Pour comprendre comment de tels revirements ont été possibles, le recours à l’histoire est nécessaire. Et c’est précisément ce que proposent la Française Hélène Miard-Delacroix, professeure à Sorbonne Université, et l’Allemand Andreas Wirsching, professeur à l’université Ludwig-Maximilians de Munich, dans cet ouvrage issu d’un dialogue à bâtons rompus sans prétention à l’exhaustivité mais passionnant quant à la lecture qu’il propose de deux siècles de relations franco-allemandes.

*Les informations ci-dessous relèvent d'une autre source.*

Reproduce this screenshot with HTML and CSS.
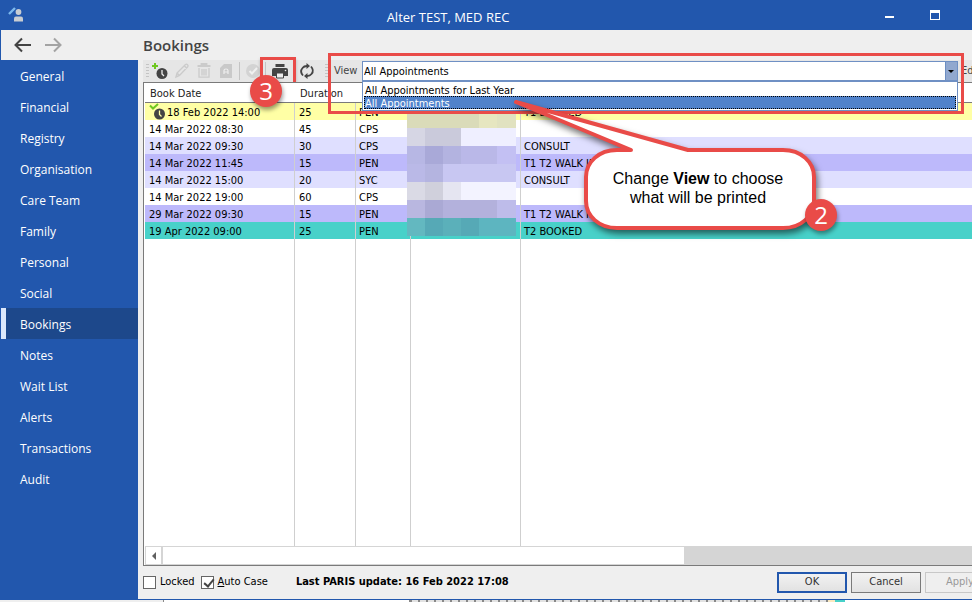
FILE: index.html
```html
<!DOCTYPE html>
<html lang="en">
<head>
<meta charset="utf-8">
<title>Alter TEST, MED REC</title>
<link rel="stylesheet" href="styles.css">
</head>
<body>
<div class="window">
  <header class="titlebar">
    <svg class="app-icon" width="16" height="16" viewBox="0 0 16 16" aria-hidden="true">
      <path d="M1 7 7 1" stroke="#7db9ee" stroke-width="2.4"/>
      <circle cx="10.500" cy="5" r="2.900" fill="#c9cdd2"/>
      <path d="M6 14.500v-3q0-2 2-2h5q2 0 2 2v3z" fill="#c9cdd2"/>
    </svg>
    <h1 class="title">Alter TEST, MED REC</h1>
    <div class="controls">
      <button class="ctl" aria-label="Minimize"><svg width="10" height="12" viewBox="0 0 10 12"><path d="M0 7h9v2H0z" fill="#fff"/></svg></button>
      <button class="ctl" aria-label="Maximize"><svg width="10" height="12" viewBox="0 0 10 12"><path d="M0 1h10v10H0zM1 4v6h8V4z" fill="#fff" fill-rule="evenodd"/></svg></button>
    </div>
  </header>

  <div class="heading">
    <div class="history">
      <button class="ctl" aria-label="Back"><svg width="18" height="16" viewBox="0 0 18 16" fill="none" stroke="#444" stroke-width="2"><path d="M17 8H2M8 1.500 1.500 8 8 14.500"/></svg></button>
      <button class="ctl" aria-label="Forward"><svg width="18" height="16" viewBox="0 0 18 16" fill="none" stroke="#a3a3a3" stroke-width="2"><path d="M1 8h15M10 1.500 16.500 8 10 14.500"/></svg></button>
    </div>
    <h2 class="page-title">Bookings</h2>
  </div>

  <div class="body">
    <nav class="sidebar">
      <a href="#">General</a>
      <a href="#">Financial</a>
      <a href="#">Registry</a>
      <a href="#">Organisation</a>
      <a href="#">Care Team</a>
      <a href="#">Family</a>
      <a href="#">Personal</a>
      <a href="#">Social</a>
      <a href="#" class="active" aria-current="page">Bookings</a>
      <a href="#">Notes</a>
      <a href="#">Wait List</a>
      <a href="#">Alerts</a>
      <a href="#">Transactions</a>
      <a href="#">Audit</a>
    </nav>

    <main class="content">
      <div class="toolbar">
        <span class="grip"></span>
        <button class="tool" aria-label="New booking"><svg width="18" height="18" viewBox="0 0 18 18"><path d="M4 1v6M1 4h6" stroke="#6fc821" stroke-width="2"/><circle cx="11" cy="11.500" r="5.500" fill="#444"/><path d="M11 8v4l2 2" fill="none" stroke="#eee" stroke-width="1.300"/></svg></button>
        <button class="tool" aria-label="Edit booking"><svg width="18" height="18" viewBox="0 0 18 18" fill="none" stroke="#cbcbcb" stroke-width="1.400"><path d="m3 15 1-4 8.500-8.500q1-.8 2 .2t.2 2L6.500 13.500zM11.500 4l2.500 2.500M4 11l2.500 2.500"/></svg></button>
        <button class="tool" aria-label="Delete booking"><svg width="18" height="18" viewBox="0 0 18 18" fill="none" stroke="#cbcbcb"><path d="M2.500 4h13M6.500 3.500V2h5v1.500" stroke-width="1.800"/><path d="M4 6v9.200h10V6M7 7v6.500M9 7v6.500M11 7v6.500" stroke-width="1.300"/></svg></button>
        <button class="tool" aria-label="Archive booking"><svg width="18" height="18" viewBox="0 0 18 18"><path d="M7 2h8v14H3V6z" fill="#c9c9c9"/><path d="M7 12V8.500q0-1.500 2-1.500t2 1.500V12M7 10h4" fill="none" stroke="#eee" stroke-width="1.200"/></svg></button>
        <span class="divider"></span>
        <button class="tool" aria-label="Confirm booking"><svg width="18" height="18" viewBox="0 0 18 18"><circle cx="9" cy="9" r="7" fill="#d3d3d3"/><path d="m5.500 9 2.500 2.500L13 6" fill="none" stroke="#f0f0f0" stroke-width="2"/></svg></button>
        <div class="print">
          <span class="divider"></span>
          <button class="tool" aria-label="Print"><svg width="18" height="18" viewBox="0 0 18 18"><path d="M4.500 2h9v3h-9z" fill="#444"/><path d="M3 6h12q2 0 2 2v6H1V8q0-2 2-2z" fill="#444"/><path d="M5.500 11h7v5h-7z" fill="#eee" stroke="#444"/><circle cx="14.500" cy="8.500" r=".8" fill="#eee"/></svg></button>
          <span class="print-frame"></span>
          <span class="badge badge-print">3</span>
        </div>
        <button class="tool refresh" aria-label="Refresh"><svg width="18" height="18" viewBox="0 0 18 18"><path d="M5 13.500Q1.500 9.500 4.500 6 6 4 9 4M13 4.500q3.500 4 .5 7.500Q12 14 9 14" fill="none" stroke="#444" stroke-width="1.800"/><path d="M8.500 1v6l3.500-3zM9.500 11v6L6 14z" fill="#444"/></svg></button>
        <div class="view">
          <span class="grip"></span>
          <label for="view">View</label>
          <div class="combo">
            <select id="view"><option>All Appointments for Last Year</option><option selected>All Appointments</option></select>
            <svg class="arrow" width="12" height="18" viewBox="0 0 12 18" aria-hidden="true"><path d="M0 0h12v18H0z" fill="#91a8cf"/><path d="M0 0v18" stroke="#6c8ec2" stroke-width="2"/><path d="M3 8h6L6 11z" fill="#000"/></svg>
            <ul class="list" aria-label="Views">
              <li>All Appointments for Last Year</li>
              <li class="chosen">All Appointments</li>
            </ul>
          </div>
          <span class="view-frame"></span>
        </div>
        <span class="more">Edit</span>
      </div>

      <div class="grid">
        <table>
          <colgroup><col class="c-date"><col class="c-dur"><col class="c-site"><col class="c-name"><col></colgroup>
          <thead><tr><th>Book Date</th><th>Duration</th><th></th><th></th><th></th></tr></thead>
          <tbody>
            <tr class="yellow"><td class="pending"><svg width="18" height="17" viewBox="0 0 18 17" aria-hidden="true"><path d="m1 2.500 3 3L9 1" fill="none" stroke="#6fc821" stroke-width="2"/><circle cx="10.500" cy="11" r="5.500" fill="#444"/><path d="M10.500 7.500v4l2 2" fill="none" stroke="#ffa" stroke-width="1.300"/></svg>18 Feb 2022 14:00</td><td>25</td><td>PEN</td><td></td><td>T1 BOOKED</td></tr>
            <tr><td>14 Mar 2022 08:30</td><td>45</td><td>CPS</td><td></td><td></td></tr>
            <tr class="pale"><td>14 Mar 2022 09:30</td><td>30</td><td>CPS</td><td></td><td>CONSULT</td></tr>
            <tr class="violet"><td>14 Mar 2022 11:45</td><td>15</td><td>PEN</td><td></td><td>T1 T2 WALK IN</td></tr>
            <tr class="pale"><td>14 Mar 2022 15:00</td><td>20</td><td>SYC</td><td></td><td>CONSULT</td></tr>
            <tr><td>14 Mar 2022 19:00</td><td>60</td><td>CPS</td><td></td><td></td></tr>
            <tr class="violet"><td>29 Mar 2022 09:30</td><td>15</td><td>PEN</td><td></td><td>T1 T2 WALK IN</td></tr>
            <tr class="teal"><td>19 Apr 2022 09:00</td><td>25</td><td>PEN</td><td></td><td>T2 BOOKED</td></tr>
            <tr class="filler"><td></td><td></td><td></td><td></td><td></td></tr>
          </tbody>
        </table>
        <svg class="mosaic" width="109" height="126" viewBox="0 0 109 126" shape-rendering="crispEdges" aria-hidden="true">
          <path fill="#dadbb9" d="M0 0h72v18H0z"/><path fill="#e6e6c0" d="M72 0h18v18H72z"/><path fill="#e1e2c0" d="M90 0h19v18H90z"/>
          <path fill="#d6d6e4" d="M0 18h18v18H0z"/><path fill="#cacadb" d="M18 18h36v18H18z"/><path fill="#efefff" d="M54 18h55v18H54z"/>
          <path fill="#b7b7e4" d="M0 36h18v18H0z"/><path fill="#a9a9d8" d="M18 36h18v18H18z"/><path fill="#b3b3e0" d="M36 36h18v18H36z"/><path fill="#bab8e8" d="M54 36h36v18H54z"/><path fill="#c3c0f3" d="M90 36h19v18H90z"/>
          <path fill="#bab9e7" d="M0 54h18v18H0z"/><path fill="#b4b4e0" d="M18 54h18v18H18z"/><path fill="#c8c7f2" d="M36 54h73v18H36z"/>
          <path fill="#dadae5" d="M0 72h18v18H0z"/><path fill="#d0d0dc" d="M18 72h18v18H18z"/><path fill="#e5e5f1" d="M36 72h18v18H36z"/><path fill="#f3f3ff" d="M54 72h55v18H54z"/>
          <path fill="#b9b7e0" d="M0 90h18v18H0z"/><path fill="#aaa9d4" d="M18 90h18v18H18z"/><path fill="#b3b1dc" d="M36 90h54v18H36z"/><path fill="#bebcea" d="M90 90h19v18H90z"/>
          <path fill="#63b8c0" d="M0 108h18v18H0z"/><path fill="#56a9b6" d="M18 108h18v18H18z"/><path fill="#5bb0ba" d="M36 108h18v18H36z"/><path fill="#56a9b6" d="M54 108h18v18H54z"/><path fill="#5db5c0" d="M72 108h37v18H72z"/>
        </svg>
        <div class="scrollbar">
          <button class="scroll-left" aria-label="Scroll left"><svg width="6" height="8" viewBox="0 0 6 8"><path d="M5 0v8L1 4z" fill="#606060"/></svg></button>
          <span class="thumb"></span>
          <span class="track"></span>
        </div>
      </div>

      <footer class="footer">
        <label class="check"><input type="checkbox"><span>Locked</span></label>
        <label class="check"><input type="checkbox" checked><span><u>A</u>uto Case</span></label>
        <strong class="status">Last PARIS update: 16 Feb 2022 17:08</strong>
        <div class="actions">
          <button class="btn primary">OK</button>
          <button class="btn">Cancel</button>
          <button class="btn" disabled>Apply</button>
        </div>
      </footer>

      <aside class="callout">
        <svg width="320" height="150" viewBox="0 0 320 150" aria-hidden="true">
          <path d="M12 8 184 56h95c18 0 31 12 31 27v24c0 15-13 27-31 27H113c-18 0-31-12-31-27V83c0-15 13-27 31-27h14z" fill="#fff" stroke="#e94b48" stroke-width="4" stroke-linejoin="round"/>
        </svg>
        <p>Change <b>View</b> to choose<br>what will be printed</p>
        <span class="badge badge-view">2</span>
      </aside>
    </main>
  </div>
  <div class="behind"><span class="pane"></span><span class="hatch"></span><span class="mark"></span></div>
</div>
</body>
</html>
```
FILE: styles.css
```css
* { box-sizing: border-box; }

body {
  margin: 0;
  background: #fff;
  color: #000;
  font: 11px/16px "DejaVu Sans Condensed", "DejaVu Sans", sans-serif;
}

button { margin: 0; padding: 0; border: 0; background: none; font: inherit; color: inherit; }
svg { display: block; }

.window { display: flex; flex-direction: column; height: 100vh; overflow: hidden; }

/* Title bar */
.titlebar { display: flex; align-items: center; height: 30px; flex: none; padding-left: 8px; background: #2257ad; color: #fff; }
.title { flex: 1; margin: 0 0 0 8px; padding-top: 4px; font: 13px/20px "Open Sans", "Noto Sans", sans-serif; text-align: center; }
.controls { display: flex; gap: 35px; width: 108px; padding-left: 21px; }

/* Heading row */
.heading { display: flex; align-items: center; height: 30px; flex: none; border-left: 1px solid #2257ad; background: #efefef; }
.history { display: flex; gap: 12px; width: 142px; padding-left: 13px; }
.page-title { margin: 0; color: #444; font: 600 15px/20px "Open Sans", "Noto Sans", sans-serif; }

.body { display: flex; flex: 1; min-height: 0; border-bottom: 1px solid #2257ad; }

/* Navigation */
.sidebar { width: 138px; flex: none; padding-left: 1px; background: #2257ad; }
.sidebar a { display: block; height: 31px; padding-left: 19px; color: #fff; font: 12px/34px "Open Sans", "Noto Sans", sans-serif; text-decoration: none; }
.sidebar .active { padding-left: 14px; border-left: 5px solid #dce8fb; background: #1d488b; }

.content { position: relative; display: flex; flex: 1; flex-direction: column; min-width: 0; padding-left: 5px; background: #efefef; }

/* Toolbar */
.toolbar { display: flex; align-items: center; height: 22px; flex: none; padding-left: 3px; background: #e6e6e6; color: #444; }
.grip { width: 3px; height: 14px; flex: none; background: repeating-linear-gradient(#c4c4c4 0 1px, transparent 1px 3px); }
.tool { display: flex; justify-content: center; width: 22px; flex: none; }
.divider { width: 1px; height: 18px; flex: none; background: #c4c4c4; }
.toolbar > .divider { margin: 0 2px; }
.print { position: relative; display: flex; align-items: center; gap: 3px; margin: 0 5px 0 1px; }
.print-frame { position: absolute; inset: -5px -5px -5px -5px; border: 3px solid #e94b48; box-shadow: 0 2px 3px #0003; }
.refresh { margin-right: 7px; }
.view { position: relative; display: flex; align-items: center; flex: 1; min-width: 0; }
.view label { width: 34px; padding-left: 6px; flex: none; }
.view-frame { position: absolute; inset: -8px -6px -33px 3px; border: 3px solid #e94b48; z-index: 3; }
.combo { position: relative; flex: 1; min-width: 0; }
.combo select { display: block; width: 100%; height: 20px; padding: 1px 1px 0; border: 1px solid #6f90c4; border-radius: 0; background: #fff; color: #000; font: inherit; appearance: none; }
.arrow { position: absolute; top: 1px; right: 1px; }
.list { position: absolute; top: 20px; left: 0; right: 0; margin: 0; padding: 1px; border: 1px solid #6f90c4; background: #fff; color: #000; list-style: none; z-index: 2; }
.list li { height: 13px; padding-left: 1px; line-height: 15px; }
.list .chosen { padding-left: 0; border: 1px dotted #000; background: #5082cb; color: #fff; line-height: 13px; overflow: hidden; }
.more { width: 14px; padding-left: 3px; overflow: hidden; flex: none; }

/* Markers */
.badge { position: absolute; width: 32px; height: 32px; border-radius: 50%; background: #e94b48; color: #fff; font: 24px/32px "Open Sans", "Noto Sans", sans-serif; text-align: center; box-shadow: 1px 3px 4px #0006; z-index: 4; }
.badge-print { top: 13px; left: -15px; }
.badge-view { top: 105px; left: 301px; }

/* Booking list */
.grid { position: relative; display: flex; flex: 1; flex-direction: column; min-height: 0; padding-left: 1px; border: solid #7a7a7a; border-width: 1px 0 1px 1px; background: #fff; overflow: hidden; }
table { width: 100%; flex: 1; border-spacing: 0; table-layout: fixed; }
.c-date { width: 150px; }
.c-dur { width: 61px; }
.c-site { width: 55px; }
.c-name { width: 110px; }
th { height: 20px; padding: 3px 5px 0; border-bottom: 1px solid #7a7a7a; color: #222; font-weight: 400; line-height: 16px; text-align: left; }
td { height: 17px; padding: 2px 0 0 4px; border-right: 1px solid #cfcfcf; line-height: 15px; white-space: nowrap; overflow: hidden; }
td:nth-child(n+3) { padding-left: 3px; }
td:last-child { border-right: 0; }
.pending svg { float: left; margin: -2px 0; }
.yellow { background: #ffffa5; }
.pale { background: #dfdfff; }
.violet { background: #bdb9fb; }
.teal { background: #48d1c9; }
.filler td { height: auto; }
.mosaic { position: absolute; top: 27px; left: 263px; }

.scrollbar { display: flex; height: 19px; flex: none; border-top: 1px solid #d5d5d5; border-bottom: 1px solid #d5d5d5; }
.scroll-left { display: flex; align-items: center; justify-content: center; width: 18px; border: solid #d5d5d5; border-width: 0 2px 0 1px; }
.thumb { width: 63%; }
.track { flex: 1; background: #d5d5d5; }

/* Footer */
.footer { display: flex; align-items: center; height: 33px; flex: none; padding-bottom: 1px; overflow: hidden; }
.check { display: flex; align-items: center; gap: 4px; margin-right: 6px; }
.check input { position: relative; width: 13px; height: 13px; margin: 0; border: 1px solid #666; background: #fff; appearance: none; }
.check input:checked::after { content: ""; position: absolute; top: 0; left: 4px; width: 4px; height: 8px; border: solid #444; border-width: 0 2px 2px 0; transform: rotate(40deg); }
.status { margin-left: 22px; }
.actions { display: flex; gap: 4px; margin: 0 -23px 0 auto; }
.btn { width: 70px; height: 21px; border: 1px solid #7a7a7a; background: linear-gradient(#f2f2f2, #e2e2e2); color: #333; }
.btn.primary { border: 2px solid #2257ad; }
.btn:disabled { border-color: #c8c8c8; background: #efefef; color: #999; }

/* Balloon pointing at the open list */
.callout { position: absolute; top: 34px; left: 366px; z-index: 5; }
.callout svg { filter: drop-shadow(2px 4px 3px #0008); }
.callout p { position: absolute; top: 75px; left: 78px; width: 232px; margin: 0; font: 16px/19px "Liberation Sans", sans-serif; text-align: center; }

/* Sliver of the window underneath */
.behind { display: flex; height: 2px; flex: none; background: #efefef; }
.pane { width: 247px; margin-left: 163px; border: solid #888; border-width: 0 1px; background: #fff; }
.hatch { width: 418px; background: repeating-linear-gradient(90deg, #888 0 2px, #e2e2e2 2px 8px); }
.mark { flex: 1; background: linear-gradient(90deg, #fbe9c0 7px, #48d1c9 7px 17px, #fff 17px); }
```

Une question de représentation
Intitulé Ennemis héréditaires ? – le point d’interrogation est ici essentiel –, leur livre rappelle en effet à quel point les relations entre les deux pays sont d’abord une question de représentation. On l’a oublié, mais jusqu’au deuxième tiers du XIXe siècle, c’est la France qui faisait peur à l’Allemagne, et non l’inverse. Marqués par le souvenir de Louis XIV puis de Napoléon, les Allemands, en effet, ont longtemps vu les Français comme un peuple « avide de conquêtes et de pillages ». C’est seulement après la guerre de 1870-1871, racontent les deux historiens, que la France commença à « s’inquiéter de l’agressivité de l’Allemagne ».